This project aims to accomplish two main tasks:
-
Scrape Electric Capital repositories: The code will scrape the Electric Capital repo on GitHub and retrieve the full list of GitHub Repos from the near.toml file
-
Search for other GitHub repositories: The code will search for repositories on GitHub that are not included that list of GitHub repos using a variety of search queries.
Instructions on how to install and set up your project:
-
Clone the repository:
git clone https://github.com/your_username/your_project.git
-
Navigate to the project directory:
cd your_project
-
Install the required dependencies:
pip install -r requirements.txt
-
Set the environment variable:
export GITHUB_API_KEY=your_api_key
-
Run the project:
python main.py
Please make sure you have Python and pip installed on your system before proceeding with the installation.
The Python script, get_ec_repos.py, fetches data from these near.toml, processes it, and saves the resulting list of all github repos in two formats: a TOML (Tom's Obvious, Minimal Language) file and a CSV (Comma Separated Values) file.
Here's a brief summary of the files saved:
TOML File: The script saves a TOML file named all_near_repos_{curr_date}.toml in the directory specified by the DIRECTORY_PATH environment variable. This file contains a list of NEAR repositories. Each repository is represented as a URL and they are all stored under the key repo.
CSV File: The script also saves a CSV file named all_near_repos_{curr_date}.csv in the same directory. This file contains the same list of NEAR repositories as the TOML file, but in a different format. Each line in the CSV file represents a repository, and the repository URL is split at '.com/' and only the part after '.com/' is saved.
The {curr_date} in the filenames is the current date, which is fetched using the date.today() function from the datetime module. This means that each time the script is run, it will generate new files for that specific date.

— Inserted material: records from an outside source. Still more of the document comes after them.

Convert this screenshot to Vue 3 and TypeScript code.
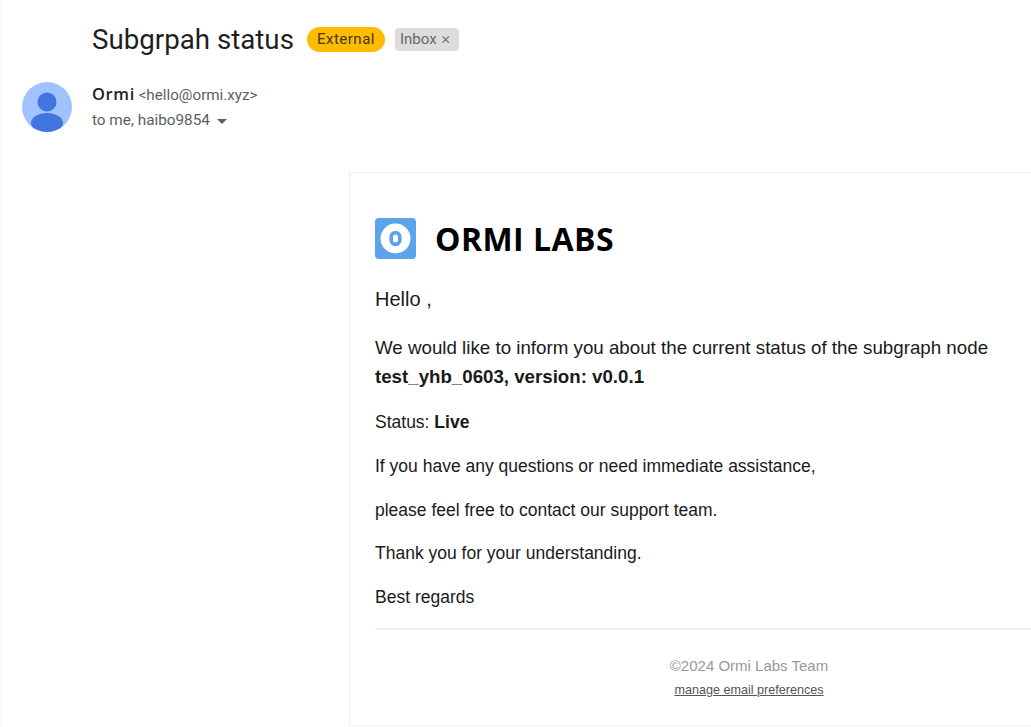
<template>
  <div class="page">
    <header class="subject">
      <h1>Subgrpah status</h1>
      <span class="chip external">External</span>
      <span class="chip inbox">Inbox <span class="close">×</span></span>
    </header>

    <div class="sender">
      <svg class="avatar" width="50" height="50" viewBox="0 0 50 50">
        <defs>
          <clipPath id="avatar-clip"><circle cx="25" cy="25" r="25" /></clipPath>
        </defs>
        <circle cx="25" cy="25" r="25" fill="#a0c3ff" />
        <g clip-path="url(#avatar-clip)" fill="#4375e0">
          <circle cx="25" cy="20" r="9.5" />
          <ellipse cx="25" cy="41" rx="16" ry="10" />
        </g>
      </svg>
      <div class="sender-text">
        <div class="from"><strong>Ormi</strong> <span>&lt;hello@ormi.xyz&gt;</span></div>
        <div class="to">to me, haibo9854 <i class="caret"></i></div>
      </div>
    </div>

    <main class="card">
      <div class="brand">
        <svg width="41" height="41" viewBox="0 0 41 41">
          <rect width="41" height="41" rx="4" fill="#5ba3ea" />
          <circle cx="20.5" cy="20.5" r="15" fill="#fff" />
          <rect x="16.2" y="14.6" width="8.6" height="11.8" rx="4.3" fill="none" stroke="#5ba3ea" stroke-width="3.6" />
        </svg>
        <span>ORMI LABS</span>
      </div>
      <p class="hello">Hello ,</p>
      <p class="intro">
        We would like to inform you about the current status of the subgraph node<br />
        <b>test_yhb_0603, version: v0.0.1</b>
      </p>
      <p v-for="(line, i) in lines" :key="i" class="line">
        {{ line.text }}<b v-if="line.bold">{{ line.bold }}</b>
      </p>
      <hr />
      <footer>
        <div class="copy">©2024 Ormi Labs Team</div>
        <a class="manage">manage email preferences</a>
      </footer>
    </main>
  </div>
</template>

<script setup lang="ts">
const lines: { text: string; bold?: string }[] = [
  { text: "Status: ", bold: "Live" },
  { text: "If you have any questions or need immediate assistance," },
  { text: "please feel free to contact our support team." },
  { text: "Thank you for your understanding." },
  { text: "Best regards" }
]
</script>

<style>
html, body {
  margin: 0;
  overflow: hidden;
  background: #fff;
}
</style>

<style scoped>
.page {
  box-sizing: border-box;
  width: 1031px;
  height: 727px;
  overflow: hidden;
  border-left: 2px solid #f6f8fc;
  font-family: "Liberation Sans", Arial, sans-serif;
  color: #222;
}

.subject {
  display: flex;
  align-items: center;
  height: 78px;
  padding-left: 90px;
  font-family: Roboto, sans-serif;
}

.subject h1 {
  margin: 0 13px 0 0;
  font-size: 27.7px;
  font-weight: 400;
  color: #1f1f1f;
}

.chip {
  box-sizing: border-box;
  font-size: 15px;
}

.external {
  height: 25px;
  line-height: 25px;
  padding: 0 10px;
  border-radius: 13px;
  background: #fdbc02;
  color: #4a3500;
  letter-spacing: 0.5px;
}

.inbox {
  height: 23px;
  line-height: 22px;
  margin-left: 10px;
  padding: 0 9px 0 5px;
  border-radius: 4px;
  background: #dddddd;
  color: #666;
}

.close {
  margin-left: 1px;
  font-size: 17px;
  font-weight: 300;
  line-height: 1;
}

.sender {
  display: flex;
  align-items: flex-start;
  gap: 20px;
  margin-top: 4px;
  padding-left: 20px;
  font-family: Roboto, sans-serif;
}

.avatar {
  flex: none;
}

.from {
  margin-top: 1px;
  line-height: 22px;
  font-size: 15.2px;
  color: #5e5e5e;
}

.from strong {
  font-family: "Open Sans", sans-serif;
  font-size: 16.5px;
  font-weight: 600;
  color: #1f1f1f;
  letter-spacing: 0.6px;
}

.to {
  margin-top: 4px;
  line-height: 20px;
  font-size: 15.3px;
  color: #5e5e5e;
}

.caret {
  display: inline-block;
  margin-left: 3px;
  vertical-align: 1px;
  border: 5px solid transparent;
  border-top-color: #5e5e5e;
  border-bottom: 0;
}

.card {
  box-sizing: border-box;
  width: 800px;
  height: 554px;
  margin: 40px 0 0 347px;
  padding: 44px 25px 0;
  border: 1px solid #eeeeee;
  color: #1a1a1a;
}

.brand {
  display: flex;
  align-items: center;
  gap: 19px;
  font-family: "Open Sans", sans-serif;
  font-size: 32px;
  font-weight: 700;
  letter-spacing: 0.45px;
  color: #000;
}

.card p {
  margin: 0;
}

.hello {
  margin-top: 25px !important;
  font-size: 20px;
  line-height: 28px;
}

.intro {
  margin-top: 21px !important;
  font-size: 18.74px;
  line-height: 28.5px;
}

.intro b {
  font-size: 18.7px;
}

.line {
  margin-top: 20px !important;
  font-size: 17.5px;
  line-height: 23.75px;
}

hr {
  margin: 18px 0 0;
  border: 0;
  border-top: 2px solid #eeeeee;
}

footer {
  margin-top: 26px;
  text-align: center;
}

.copy {
  font-size: 15px;
  line-height: 20px;
  color: #999;
}

.manage {
  display: inline-block;
  margin-top: 6px;
  font-size: 12.6px;
  line-height: 16px;
  color: #555;
  text-decoration: underline;
}
</style>
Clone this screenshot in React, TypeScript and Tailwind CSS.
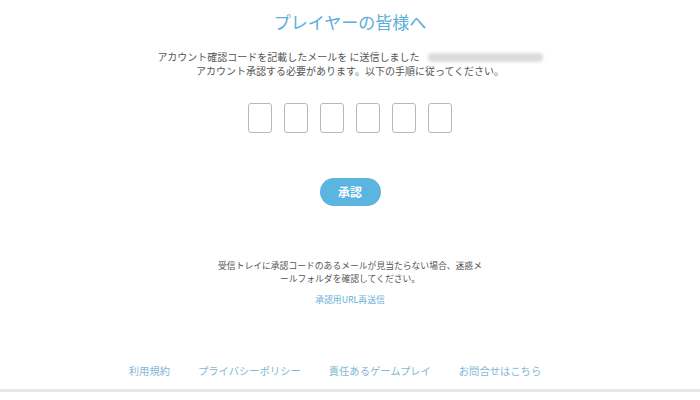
const font = { fontFamily: '"Noto Sans CJK JP", "Noto Sans", sans-serif' };

const footerLinks = ['利用規約', 'プライバシーポリシー', '責任あるゲームプレイ', 'お問合せはこちら'];

export default function App() {
  return (
    <div className="w-[700px] h-[400px] bg-white flex flex-col items-center overflow-hidden" style={font}>
      {/* Heading */}
      <h1 className="mt-[10px] text-[17px] leading-[24px] text-[#5aaed9]">プレイヤーの皆様へ</h1>

      {/* Intro */}
      <div className="mt-[16px] flex flex-col items-center text-[10px] leading-[14px] text-[#555555]">
        <div className="flex items-center">
          <span>アカウント確認コードを記載したメールを に送信しました</span>
          <span className="ml-[8px] w-[115px] h-[9px] rounded-sm bg-[#dcdcdc] blur-[1.5px]" />
        </div>
        <div>アカウント承認する必要があります。以下の手順に従ってください。</div>
      </div>

      {/* Code inputs */}
      <div className="mt-[25px] flex gap-[12px]">
        {[0, 1, 2, 3, 4, 5].map((i) => (
          <input
            key={i}
            type="text"
            maxLength={1}
            className="w-[24px] h-[30px] rounded-[3px] border border-[#b8b8b8] bg-white text-center text-[14px] outline-none"
          />
        ))}
      </div>

      <button className="mt-[45px] w-[61px] h-[28px] rounded-full bg-[#5cb4e0] text-white text-[12px] font-bold">
        承認
      </button>

      {/* Help text */}
      <p className="mt-[53px] text-[8.8px] leading-[13px] text-[#555555] text-center">
        受信トレイに承認コードのあるメールが見当たらない場合、迷惑メ
        <br />
        ールフォルダを確認してください。
      </p>
      <a className="mt-[8px] text-[8.8px] leading-[13px] text-[#6aafd6] cursor-pointer">承認用URL再送信</a>

      {/* Footer */}
      <div className="mt-[58px] w-full flex justify-center gap-[28px] pr-[30px]">
        {footerLinks.map((l) => (
          <a key={l} className="text-[10.3px] leading-[14px] text-[#82b7d7] cursor-pointer">
            {l}
          </a>
        ))}
      </div>
      <div className="mt-[11px] w-full h-[3px] bg-[#e8e8e8]" />
    </div>
  );
}
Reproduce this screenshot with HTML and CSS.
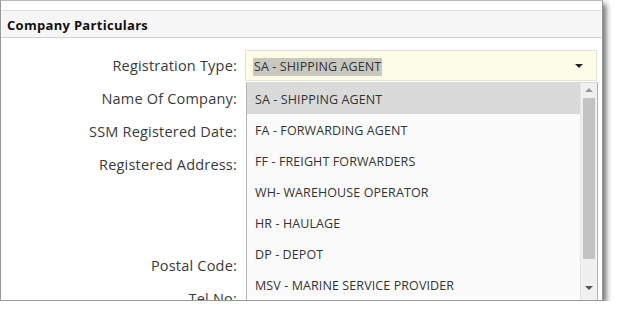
FILE: index.html
```html
<!DOCTYPE html>
<html>
<head>
<meta charset="utf-8">
<link rel="stylesheet" href="styles.css">
</head>
<body>
<div class="frame">
  <div class="panel-head">Company Particulars</div>
  <div class="form">
    <div class="row">
      <div class="label">Registration Type:</div>
      <div class="select">
        <span class="sel-text">SA - SHIPPING AGENT</span>
        <span class="caret"></span>
      </div>
    </div>
    <div class="row">
      <div class="label">Name Of Company:</div>
      <div class="field"></div>
    </div>
    <div class="row">
      <div class="label">SSM Registered Date:</div>
      <div class="field"></div>
    </div>
    <div class="row row-tall">
      <div class="label">Registered Address:</div>
      <div class="field field-tall"></div>
    </div>
    <div class="row">
      <div class="label">Postal Code:</div>
      <div class="field"></div>
    </div>
    <div class="row">
      <div class="label">Tel No:</div>
      <div class="field"></div>
    </div>

    <div class="dropdown">
      <ul class="options">
        <li class="opt active">SA - SHIPPING AGENT</li>
        <li class="opt">FA - FORWARDING AGENT</li>
        <li class="opt">FF - FREIGHT FORWARDERS</li>
        <li class="opt">WH- WAREHOUSE OPERATOR</li>
        <li class="opt">HR - HAULAGE</li>
        <li class="opt">DP - DEPOT</li>
        <li class="opt">MSV - MARINE SERVICE PROVIDER</li>
      </ul>
      <div class="scrollbar">
        <span class="arrow up"></span>
        <span class="thumb"></span>
        <span class="arrow down"></span>
      </div>
    </div>
  </div>
</div>
</body>
</html>
```
FILE: styles.css
```css
html, body {
  margin: 0;
  padding: 0;
  background: #ffffff;
}
body {
  font-family: "Open Sans", "Noto Sans", sans-serif;
}
.frame {
  width: 601px;
  height: 299px;
  border: 1px solid #9a9a9a;
  border-top-color: #b8b8b8;
  background: #ffffff;
  box-shadow: 3px 4px 6px rgba(0, 0, 0, 0.6);
  overflow: hidden;
  box-sizing: content-box;
}
.panel-head {
  margin-top: 9px;
  height: 26px;
  border-top: 1px solid #e0e0e0;
  border-bottom: 1px solid #d2d2d2;
  background: #f6f6f6;
  padding-left: 6px;
  font-size: 13px;
  font-weight: 700;
  color: #111;
  line-height: 28px;
  letter-spacing: 0.3px;
}
.form {
  position: relative;
  padding-top: 12px;
  display: flex;
  flex-direction: column;
  gap: 2px;
}
.row {
  display: grid;
  grid-template-columns: 236px 352px;
  column-gap: 8px;
  height: 31px;
}
.row-tall {
  height: 99px;
}
.label {
  text-align: right;
  font-size: 14.5px;
  color: #3a3a3a;
  line-height: 32px;
  height: 31px;
  letter-spacing: 0.2px;
}
.select {
  height: 29px;
  border: 1px solid #e4e4d4;
  background: #fdfde7;
  display: flex;
  align-items: center;
  padding-left: 7px;
  padding-right: 13px;
  justify-content: space-between;
}
.sel-text {
  background: #c8c8bf;
  font-size: 12.5px;
  color: #333;
  line-height: 18px;
  padding: 0 1px;
  margin-top: 2px;
  letter-spacing: 0.1px;
}
.caret {
  width: 0;
  height: 0;
  border-left: 4px solid transparent;
  border-right: 4px solid transparent;
  border-top: 4px solid #222;
}
.field {
  height: 29px;
}
.field-tall {
  height: 97px;
}
.dropdown {
  position: absolute;
  left: 245px;
  top: 44px;
  width: 350px;
  height: 222px;
  border: 1px solid #b4b4b4;
  border-top-color: #d8d8d8;
  background: #fbfbfb;
  display: flex;
}
.options {
  list-style: none;
  margin: 0;
  padding: 0;
  flex: 1;
}
.opt {
  height: 31px;
  line-height: 33px;
  padding-left: 8px;
  font-size: 12.5px;
  color: #333;
  letter-spacing: 0.1px;
}
.opt.active {
  background: #dadada;
}
.scrollbar {
  width: 16px;
  background: #f0f0f0;
  border-left: 1px solid #e6e6e6;
  display: flex;
  flex-direction: column;
  align-items: center;
}
.thumb {
  width: 12px;
  height: 161px;
  background: #c3c3c3;
  margin-top: 6px;
}
.arrow {
  width: 0;
  height: 0;
  border-left: 4px solid transparent;
  border-right: 4px solid transparent;
}
.arrow.up {
  margin-top: 5px;
  border-bottom: 4px solid #9a9a9a;
}
.arrow.down {
  margin-top: 27px;
  border-top: 4px solid #555;
}
```
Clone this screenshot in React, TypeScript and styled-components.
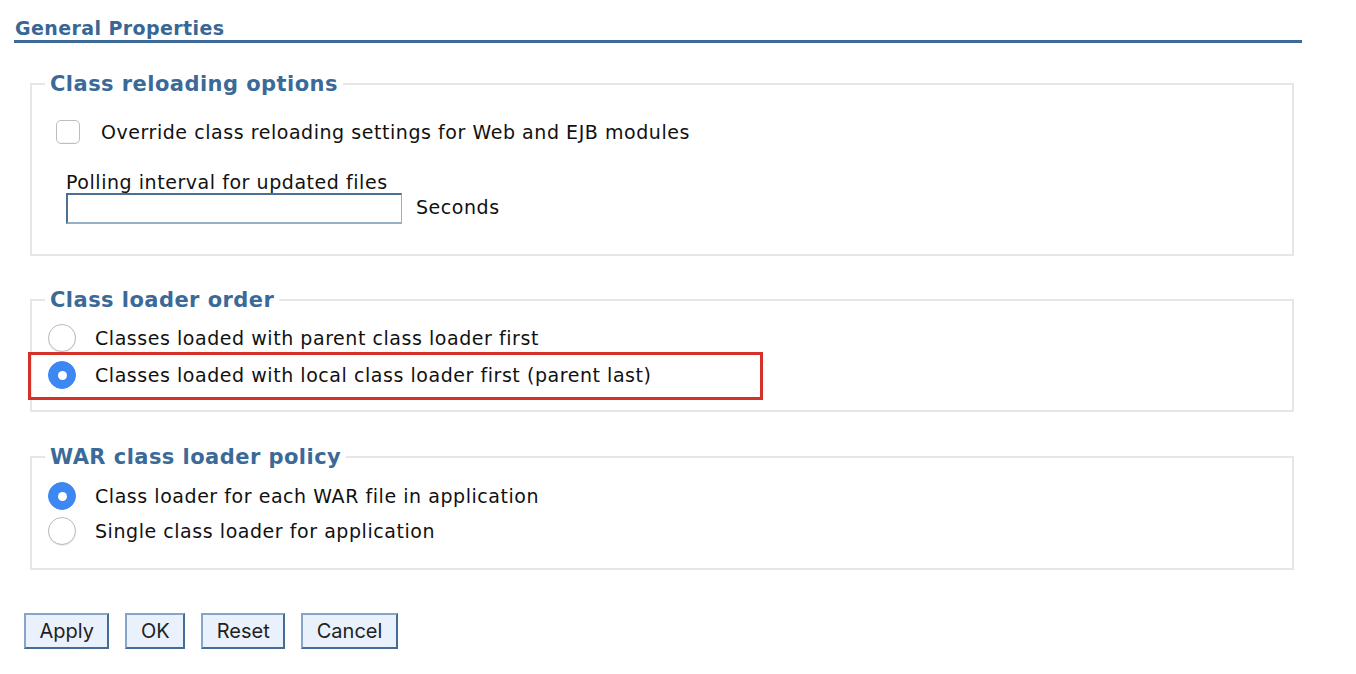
import React from "react";
import styled, { createGlobalStyle } from "styled-components";

const Global = createGlobalStyle`
  html, body { margin: 0; padding: 0; background: #ffffff; }
  body { font-family: "DejaVu Sans", Verdana, sans-serif; color: #111; }
`;

const Page = styled.div`
  padding: 17px 54px 20px 14px;
  width: 1288px;
`;

const Header = styled.h2`
  margin: 0;
  padding: 0 0 1px 1px;
  font-size: 19px;
  line-height: 22px;
  letter-spacing: 0.4px;
  font-weight: bold;
  color: #386794;
  border-bottom: 3px solid #3d6a98;
`;

const Group = styled.fieldset<{ $top: number; $pt: number; $pb: number }>`
  margin: ${(p) => p.$top}px 8px 0 16px;
  padding: ${(p) => p.$pt}px 0 ${(p) => p.$pb}px 0;
  border: 2px solid #e6e6e6;
  min-width: 0;
`;

const Legend = styled.legend`
  margin-left: 13px;
  padding: 0 5px;
  font-size: 21px;
  line-height: 22px;
  letter-spacing: 0.45px;
  font-weight: bold;
  color: #3b6a99;
`;

const Rows = styled.div<{ $gap: number }>`
  display: flex;
  flex-direction: column;
  gap: ${(p) => p.$gap}px;
  padding-left: 16px;
`;

const Text = styled.span`
  font-size: 19px;
  letter-spacing: 0.55px;
  white-space: nowrap;
`;

const CheckRow = styled.label`
  display: flex;
  align-items: center;
  gap: 21px;
  height: 28px;
  padding-left: 24px;
`;

const Box = styled.span`
  width: 22px;
  height: 22px;
  border: 1px solid #bdbdbd;
  border-radius: 5px;
  background: #fff;
  box-shadow: inset 0 -1px 1px rgba(0, 0, 0, 0.04);
`;

const Field = styled.div`
  margin-top: 25px;
  padding-left: 34px;
`;

const FieldLabel = styled(Text)`
  display: block;
  line-height: 22px;
`;

const FieldLine = styled.div`
  display: flex;
  align-items: center;
  gap: 14px;
  margin-top: 0;
`;

const TextBox = styled.input`
  box-sizing: border-box;
  width: 336px;
  height: 31px;
  margin: 0;
  border-style: solid;
  border-width: 2px 1px 2px 2px;
  border-color: #4d7092 #97afc4 #97afc4 #4d7092;
  background: #fff;
  outline: none;
`;

const Seconds = styled(Text)`
  margin-top: -4px;
`;

const RadioRow = styled.label`
  position: relative;
  display: flex;
  align-items: center;
  gap: 19px;
  height: 30px;
`;

const Radio = styled.span<{ $on?: boolean }>`
  box-sizing: border-box;
  width: 28px;
  height: 28px;
  border-radius: 50%;
  display: flex;
  align-items: center;
  justify-content: center;
  background: ${(p) => (p.$on ? "#3d87f2" : "#fff")};
  border: 1px solid ${(p) => (p.$on ? "#3d87f2" : "#b9b9b9")};
  box-shadow: ${(p) => (p.$on ? "none" : "0 1px 1px rgba(0,0,0,0.08)")};
  &::after {
    content: "";
    display: ${(p) => (p.$on ? "block" : "none")};
    width: 9px;
    height: 9px;
    border-radius: 50%;
    background: #fff;
  }
`;

const Highlight = styled.span`
  position: absolute;
  left: -20px;
  top: -8px;
  width: 735px;
  height: 48px;
  box-sizing: border-box;
  border: 3px solid #d3312a;
  pointer-events: none;
`;

const Buttons = styled.div`
  display: flex;
  gap: 16px;
  margin: 43px 0 0 10px;
`;

const Button = styled.button`
  box-sizing: border-box;
  height: 36px;
  padding: 0 13.5px;
  font-family: Inter, "Liberation Sans", sans-serif;
  font-size: 20px;
  color: #222;
  background: #e9f1fd;
  border-style: solid;
  border-width: 2px;
  border-color: #86a5c8 #456c94 #456c94 #86a5c8;
  border-radius: 0;
`;

export default function App() {
  return (
    <>
      <Global />
      <Page>
        <Header>General Properties</Header>

        <Group $top={30} $pt={23} $pb={30}>
          <Legend>Class reloading options</Legend>
          <CheckRow>
            <Box />
            <Text>Override class reloading settings for Web and EJB modules</Text>
          </CheckRow>
          <Field>
            <FieldLabel>Polling interval for updated files</FieldLabel>
            <FieldLine>
              <TextBox type="text" />
              <Seconds>Seconds</Seconds>
            </FieldLine>
          </Field>
        </Group>

        <Group $top={33} $pt={12} $pb={20}>
          <Legend>Class loader order</Legend>
          <Rows $gap={7}>
            <RadioRow>
              <Radio />
              <Text>Classes loaded with parent class loader first</Text>
            </RadioRow>
            <RadioRow>
              <Radio $on />
              <Text>Classes loaded with local class loader first (parent last)</Text>
              <Highlight />
            </RadioRow>
          </Rows>
        </Group>

        <Group $top={34} $pt={13} $pb={22}>
          <Legend>WAR class loader policy</Legend>
          <Rows $gap={5}>
            <RadioRow>
              <Radio $on />
              <Text>Class loader for each WAR file in application</Text>
            </RadioRow>
            <RadioRow>
              <Radio />
              <Text>Single class loader for application</Text>
            </RadioRow>
          </Rows>
        </Group>

        <Buttons>
          <Button>Apply</Button>
          <Button>OK</Button>
          <Button>Reset</Button>
          <Button>Cancel</Button>
        </Buttons>
      </Page>
    </>
  );
}
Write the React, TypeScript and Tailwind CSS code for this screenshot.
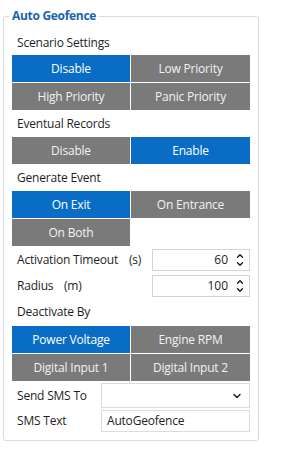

The search_github.py script is designed to search GitHub for repositories and code related to the NEAR protocol. It uses the GitHub API to perform these searches and processes the results to identify new repositories that may be of interest. It uses 3 lists to keep track of repositories:
-
Tracked EC Repositories: This list, ec_tracked_repos, is loaded from a CSV file named all_near_repos_{curr_date}.csv. It contains repositories that are already being tracked because they are related to the NEAR protocol. The script uses this list to avoid re-processing repositories that have already been identified as relevant.
-
Reviewed Repositories to Exclude: This list is loaded from a CSV file named checked_repos_to_exclude.csv. It contains repositories that have been manually reviewed and determined to be not related to the NEAR protocol. The script uses this list to avoid re-processing repositories that have already been identified as irrelevant.
-
new_repos, which starts as an empty list and is populated with repositories found by the search queries that are not in either of the other two lists. This list is saved to a CSV file named new_repos_{curr_date}.csv at the end of the script. These are the repositories that need to be manually reviewed to determine if they are related to the NEAR protocol.
Manual Review: We suggest that the user manually review the new repositories. Repositories that are not related to NEAR should be added to the list of reviewed repositories, and repositories that are related to NEAR should be added to a TOML file in a pull request.
After finishing manual review, add those lists to the file: checked_repos_to_exclude.csv so that they can be excluded in future runs
-
After you have a list of repos you want to add to the near.toml file you can follow these steps to add those to the EC file. First follow instructions from EC to fork their crypto ecosystems GH.
-
Steps to update the specific near.toml file programatically:
- Add the individual repos you want to add to the file extras.toml, make sure the format follows the sample repos already there
- In the update_near_toml.py, include path to the near.toml for your fork of the EC repo
- Run `python update_near_toml.py
- Check to make sure everything looks correct
- Commit and push changes, then open PR
The python script takes care of deduping, and alphabetical sorting. It also should preserve other tags like "is_deleted". Note that this is only for updating individual repos, adding organizational github and sub organizations is not taken care of by this script.